Perkuat Payung Hukum Plastik Berbayar
Berita

Perkuat Payung Hukum Plastik Berbayar

Sampah plastik tetap harus dikurangi. Plastik tertentu perlu kena cukai.

Oleh:
MR25
Bacaan 2 Menit
Sampah plastik di jalanan, jadi masalah. Harus ada pengurangan. Salah satunya lewat program kantorng plastik berbayar di ritel modern. Foto: MYS
Sampah plastik di jalanan, jadi masalah. Harus ada pengurangan. Salah satunya lewat program kantorng plastik berbayar di ritel modern. Foto: MYS
Program kantong plastik berbayar di ritel modern di Indonesia adalah program yang bagus untuk mengurangi sampah plastik. Tetapi program ini perlu ditopang dengan payung hukum yang lebih kuat agar tidak menjadi masalah di kemudian hari. Penggunaan uang yang dikumpulkan pengusaha dari plastik berbayar itu rawan disalahgunakan.

Pentingnya memperkuat payung hukum plastik berbayar disampaikan anggota pengurus Yayasan Lembaga Konsumen Indonesia, Sudaryatmo, dan dosen hukum perlindungan konsumen, Abustan.

Asosiasi Pengusaha Ritel Indonesia (Aprindo) menghentikan program plastik berbayar yang dijalankan toko-toko ritel modern terhitung mulai 1 Oktober 2016 hingga ‘diterbitkannya peraturan pemerintah yang berkekuatan hukum’. (Baca: Rentan Masalah Hukum, Aprindo Jelaskan Penghentian Kantong Plastik Berbayar).

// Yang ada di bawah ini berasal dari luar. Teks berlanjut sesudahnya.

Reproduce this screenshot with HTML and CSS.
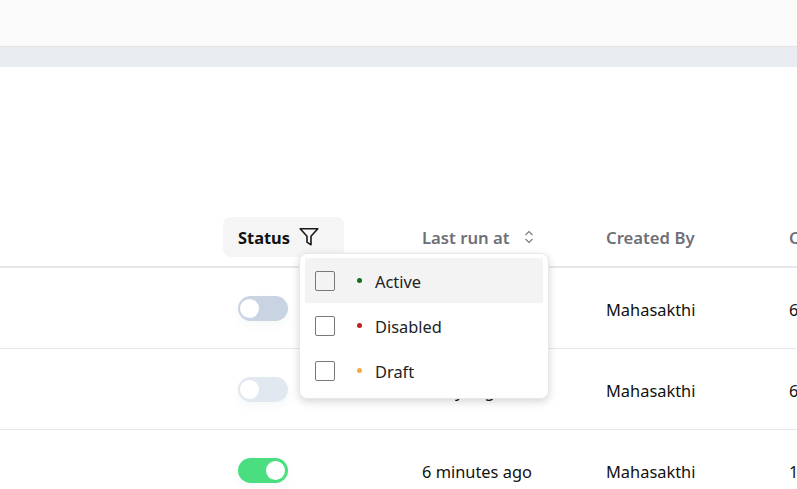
FILE: index.html
```html
<!DOCTYPE html>
<html lang="en">
<head>
<meta charset="utf-8">
<title>Jobs</title>
<link rel="stylesheet" href="styles.css">
</head>
<body>
<header class="topbar"></header>
<div class="band"></div>
<main class="table">
  <div class="row head">
    <div class="cell"></div>
    <div class="cell status-cell">
      <div class="th-active">
        <span class="th-label">Status</span>
        <svg class="filter" width="20" height="20" viewBox="0 0 20 20" fill="none" stroke="#1a1a1a" stroke-width="1.6" stroke-linejoin="round"><path d="M1.2 1.8h17.6l-6.8 7.4v8.6l-4-2.6V9.2z"/></svg>
      </div>
      <div class="popover">
        <div class="option hover"><span class="check"></span><span class="dot green"></span><span class="label">Active</span></div>
        <div class="option"><span class="check"></span><span class="dot red"></span><span class="label">Disabled</span></div>
        <div class="option"><span class="check"></span><span class="dot orange"></span><span class="label">Draft</span></div>
      </div>
    </div>
    <div class="cell th">Last run at
      <svg class="sort" width="10" height="14" viewBox="0 0 10 14" fill="none" stroke="#77777f" stroke-width="1.1"><path d="M1.5 5 5 1.5 8.5 5M1.5 9 5 12.5 8.5 9"/></svg>
    </div>
    <div class="cell th">Created By</div>
    <div class="cell th">Created at</div>
  </div>
  <div class="row body">
    <div class="cell"></div>
    <div class="cell toggle-cell"><span class="toggle off"></span></div>
    <div class="cell">1 hour ago</div>
    <div class="cell">Mahasakthi</div>
    <div class="cell">6 days ago</div>
  </div>
  <div class="row body">
    <div class="cell"></div>
    <div class="cell toggle-cell"><span class="toggle draft"></span></div>
    <div class="cell">2 days ago</div>
    <div class="cell">Mahasakthi</div>
    <div class="cell">6 days ago</div>
  </div>
  <div class="row body">
    <div class="cell"></div>
    <div class="cell toggle-cell"><span class="toggle on"></span></div>
    <div class="cell">6 minutes ago</div>
    <div class="cell">Mahasakthi</div>
    <div class="cell">1 day ago</div>
  </div>
</main>
</body>
</html>
```
FILE: styles.css
```css
* { box-sizing: border-box; }
html, body { margin: 0; height: 100%; overflow: hidden; background: #fff; }
body { font-family: "Noto Sans", "Open Sans", sans-serif; font-size: 16.4px; color: #111; }
.topbar { height: 47px; background: #fafafa; border-bottom: 1px solid #e3e3e5; }
.band { height: 20px; background: #e9edf2; }
.table { padding-top: 150px; width: 960px; }
.row { display: grid; grid-template-columns: 223px 184px 184px 183px 186px; }
.head { height: 51px; border-bottom: 2px solid #e6e6eb; align-items: start; }
.body { height: 81px; border-bottom: 1px solid #e8e8ea; align-items: center; }
.cell { padding-left: 15px; white-space: nowrap; }
.body .cell { padding-top: 2px; }
.body .toggle-cell { padding-top: 0; }
.status-cell { padding-left: 0; position: relative; }
.th { font-weight: 600; font-size: 16.7px; color: #6f6f78; height: 40px; display: flex; align-items: center; gap: 14px; }
.th-active { width: 121px; height: 40px; padding-left: 15px; display: flex; align-items: center; gap: 9px; font-weight: 700; color: #111; background: #f5f5f5; border-radius: 8px; }
.filter { display: block; }
.sort { display: block; }
.popover { position: absolute; left: 76px; top: 36px; width: 250px; height: 146px; padding: 4px 5px; background: #fff; border: 1px solid #e8e8ea; border-radius: 8px; box-shadow: 0 3px 8px rgba(0,0,0,.16); z-index: 2; font-weight: 400; font-size: 16.4px; }
.option { height: 45px; display: flex; align-items: center; padding-left: 10px; border-radius: 2px; color: #222; }
.option.hover { background: #f3f3f3; }
.check { width: 20px; height: 20px; border: 1px solid #77777c; border-radius: 2px; background: #fff; margin-right: 22px; }
.option.hover .check { background: #f3f3f3; }
.dot { width: 5px; height: 5px; border-radius: 50%; margin-right: 13px; }
.label { padding-top: 2px; }
.green { background: #146c1c; }
.red { background: #c01f24; }
.orange { background: #f5a941; }
.toggle { display: block; width: 50px; height: 25px; border-radius: 13px; position: relative; box-shadow: 0 4px 10px rgba(30,40,60,.04); }
.toggle::after { content: ""; position: absolute; top: 3px; left: 2px; width: 19px; height: 19px; border-radius: 50%; background: #fff; }
.toggle.off { background: #c9d4e2; }
.toggle.draft { background: #e2e8f0; }
.toggle.on { background: #4ade80; }
.toggle.on::after { left: 28px; }
```
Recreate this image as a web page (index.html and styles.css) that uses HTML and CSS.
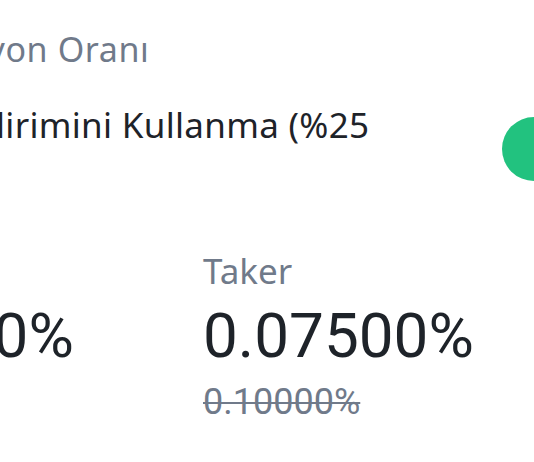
FILE: index.html
```
<!DOCTYPE html>
<html lang="tr">
<head>
  <meta charset="UTF-8">
  <meta name="viewport" content="width=device-width, initial-scale=1.0">
  <title>Komisyon Oranı</title>
  <link rel="stylesheet" href="styles.css">
</head>
<body>
  <div class="screen">
    <!-- Fee settings -->
    <div class="section-title">Komisyon Oranı</div>

    <div class="setting-row">
      <div class="setting-label">BNB İndirimini Kullanma (%25 İndirim)</div>
      <div class="switch on">
        <span class="knob"></span>
      </div>
    </div>

    <!-- Maker / Taker rates -->
    <div class="rates">
      <div class="rate">
        <div class="rate-name">Maker</div>
        <div class="rate-value">0.07500%</div>
        <div class="rate-old">0.10000%</div>
      </div>
      <div class="rate">
        <div class="rate-name">Taker</div>
        <div class="rate-value">0.07500%</div>
        <div class="rate-old">0.10000%</div>
      </div>
    </div>
  </div>
</body>
</html>
```

FILE: styles.css
```
* {
  margin: 0;
  padding: 0;
  box-sizing: border-box;
}

html,
body {
  overflow: hidden;
}

body {
  font-family: "Noto Sans", "Open Sans", sans-serif;
  background-color: white;
  color: #1E2329;
  width: 534px;
  height: 462px;
}

.screen {
  padding-top: 25px;
}

.section-title {
  margin-left: -114px;
  font-size: 34px;
  line-height: 48px;
  letter-spacing: 0.6px;
  color: #707A8A;
  white-space: nowrap;
}

.setting-row {
  display: flex;
  align-items: center;
  margin-top: 28px;
}

.setting-label {
  flex-shrink: 0;
  width: 530px;
  margin-left: -133px;
  font-size: 35px;
  line-height: 48px;
  letter-spacing: 0.3px;
}

.switch {
  flex-shrink: 0;
  position: relative;
  width: 112px;
  height: 64px;
  margin-left: 105px;
  border-radius: 32px;
  background-color: #E6E8EA;
}

.switch.on {
  background-color: #22C27F;
}

.switch .knob {
  position: absolute;
  top: 6px;
  right: 6px;
  width: 52px;
  height: 52px;
  border-radius: 50%;
  background-color: white;
}

.rates {
  display: grid;
  grid-template-columns: 400px 400px;
  margin-top: 50px;
  margin-left: -197px;
}

.rate-name {
  font-size: 35px;
  line-height: 48px;
  color: #707A8A;
}

.rate-value {
  margin-top: 5px;
  font-family: Roboto, "Noto Sans", sans-serif;
  font-size: 62px;
  line-height: 72px;
  color: #1E2329;
}

.rate-old {
  margin-top: 8px;
  font-family: Roboto, "Noto Sans", sans-serif;
  font-size: 36px;
  line-height: 44px;
  color: #707A8A;
  text-decoration: line-through;
  text-decoration-thickness: 2px;
}
```
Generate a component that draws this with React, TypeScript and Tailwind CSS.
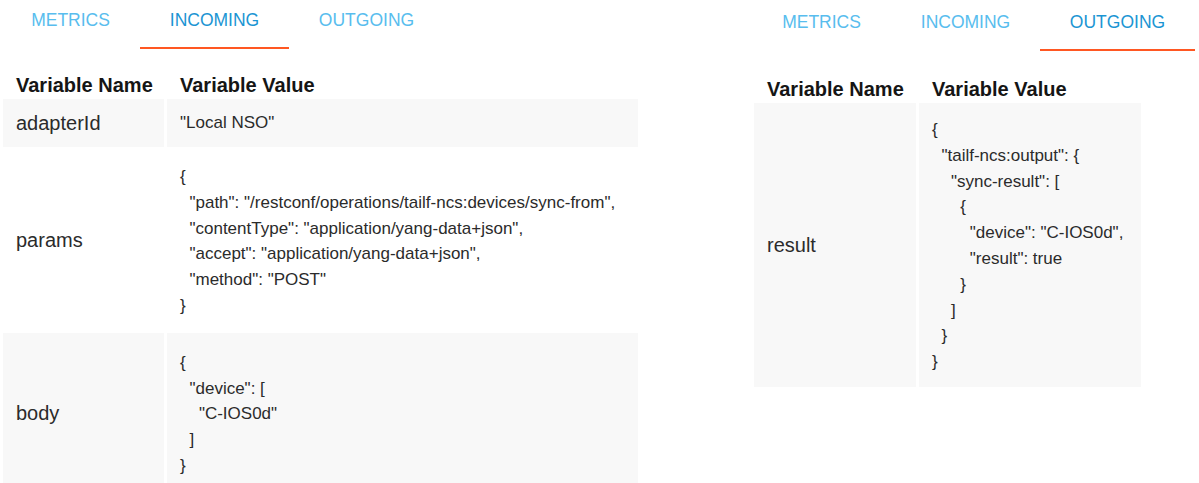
import React from 'react';

type Row = { name: string; value: unknown };

const incoming: Row[] = [
  { name: 'adapterId', value: 'Local NSO' },
  {
    name: 'params',
    value: {
      path: '/restconf/operations/tailf-ncs:devices/sync-from',
      contentType: 'application/yang-data+json',
      accept: 'application/yang-data+json',
      method: 'POST',
    },
  },
  { name: 'body', value: { device: ['C-IOS0d'] } },
];

const outgoing: Row[] = [
  {
    name: 'result',
    value: {
      'tailf-ncs:output': {
        'sync-result': [{ device: 'C-IOS0d', result: true }],
      },
    },
  },
];

const tabs = [
  { label: 'METRICS', w: 'w-[139px]' },
  { label: 'INCOMING', w: 'w-[149px]' },
  { label: 'OUTGOING', w: 'w-[155px]' },
];

function Tabs({ active }: { active: string }) {
  return (
    <div className="flex pl-[1px]">
      {tabs.map((t) => (
        <div
          key={t.label}
          className={`${t.w} h-[49px] pt-[8px] text-center text-[17.5px] leading-[24px] border-b-2 ${
            t.label === active ? 'border-[#ff5722] text-[#1b95d3]' : 'border-transparent text-[#58bdee]'
          }`}
        >
          {t.label}
        </div>
      ))}
    </div>
  );
}

function VarTable({
  rows,
  nameW,
  valueW,
  pad = 'pt-[17px] pb-[14px]',
}: {
  rows: Row[];
  nameW: string;
  valueW: string;
  pad?: string;
}) {
  return (
    <table className="border-separate border-spacing-x-[3px] border-spacing-y-0">
      <thead>
        <tr>
          <th className={`${nameW} pl-[13px] pr-[6px] pt-[24px] pb-[2px] text-left text-[20px] leading-[24px] font-bold text-[#151515] whitespace-nowrap`}>
            Variable Name
          </th>
          <th className={`${valueW} px-[13px] pt-[24px] pb-[2px] text-left text-[20px] leading-[24px] font-bold text-[#151515] whitespace-nowrap`}>
            Variable Value
          </th>
        </tr>
      </thead>
      <tbody>
        {rows.map((r, i) => {
          const multi = typeof r.value === 'object';
          const bg = i % 2 === 0 ? 'bg-[#f8f8f8]' : 'bg-white';
          return (
            <tr key={r.name}>
              <td className={`${bg} pl-[13px] pr-[6px] align-middle text-[20px] leading-[24px] text-[#2b2b2b]`}>{r.name}</td>
              <td
                className={`${bg} px-[13px] align-middle text-[17px] leading-[25.8px] text-[#2b2b2b] whitespace-pre ${
                  multi ? pad : 'h-[48px]'
                }`}
              >
                {JSON.stringify(r.value, null, 2)}
              </td>
            </tr>
          );
        })}
      </tbody>
    </table>
  );
}

export default function App() {
  return (
    <div className="w-[1199px] h-[483px] overflow-hidden bg-white flex font-['Liberation_Sans',Arial,sans-serif]">
      <div className="w-[641px] shrink-0">
        <Tabs active="INCOMING" />
        <VarTable rows={incoming} nameW="w-[161px]" valueW="w-[471px]" />
      </div>
      <div className="ml-[110px] mt-[2px] w-[448px] shrink-0">
        <Tabs active="OUTGOING" />
        <div className="mt-[2px]">
          <VarTable rows={outgoing} nameW="w-[162px]" valueW="w-[222px]" pad="pt-[14px] pb-[12px]" />
        </div>
      </div>
    </div>
  );
}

YLKI sejak awal mendukung pengurangan sampah plastik demi kelestarian lingkungan hidup. Keharusan membayar kantong plastik 2000 per item merupakan bagian dari pengurangan penggunaan plastik saat berbelanja. YLKI setuju program plastik berbayar dihentikan untuk sementara. Sudaryatmo mengatakan  Surat Edaran (SE) saja tak cukup menopang kebijakan yang berdampak luas itu. Peritel perlu mendapat jaminan perlindungan hukum yang lebih kuat.

“Menurut YLKI kepastian hukum bagi retail di lapangan tidak cukup hanya dengan Surat Edaran saja untuk melaksanakan program ini, minimal ada Peratura Menteri dari Kemnterian Lingkungan Hidup dan Kehutanan (KLHK),” ungkapnya ketika dihubungi hukumonline, Selasa, (04/10).

Abustan juga berpendapat penghentian sementara itu wajar. Selain payung hukum yang harus diperkuat, program itu juga harus ditopang prinsip transparansi. Menghentikan sementara adalah langkah bagus jika dilanjutkan dengan penyiapan payung hukum yang lebih kuas.

“Apabila diberlakukan kembali nantinya, harusnya dengan perubahan atau dengan konsep yang bagus yang mempunyai regulasi yang kuat yang memerhitungkan aspek konsumen supaya tidak merugikan konsumen,dan hasil dari program ini dikemanakan,” ungkap anggota Badan Perlindungan Konsumen Nasional (2013-2016) itu.

Berkaitan dengan payung hukum yang ada selama ini, Sudaryatmo berpendapat SE tidak akan maksimal karena sifatnya tidak bisa memaksa. SE hanya bersifat panduan. Ia melanjutkan, YLKI bisa memahami retail menghentikan program ini karena ada masalah hukum yang terjadi. (Baca: Surat Edaran, ‘Kerikil’ dalam Perundang-Undangan).

Lebih lanjut, Sudaryatmo mengatakan, selain program plastik berbayar YLKI mengusulkan untuk jenis-jenis kantong plastik tertentu nantinya diberi cukai supaya pengurangan sampah plastik berkurang.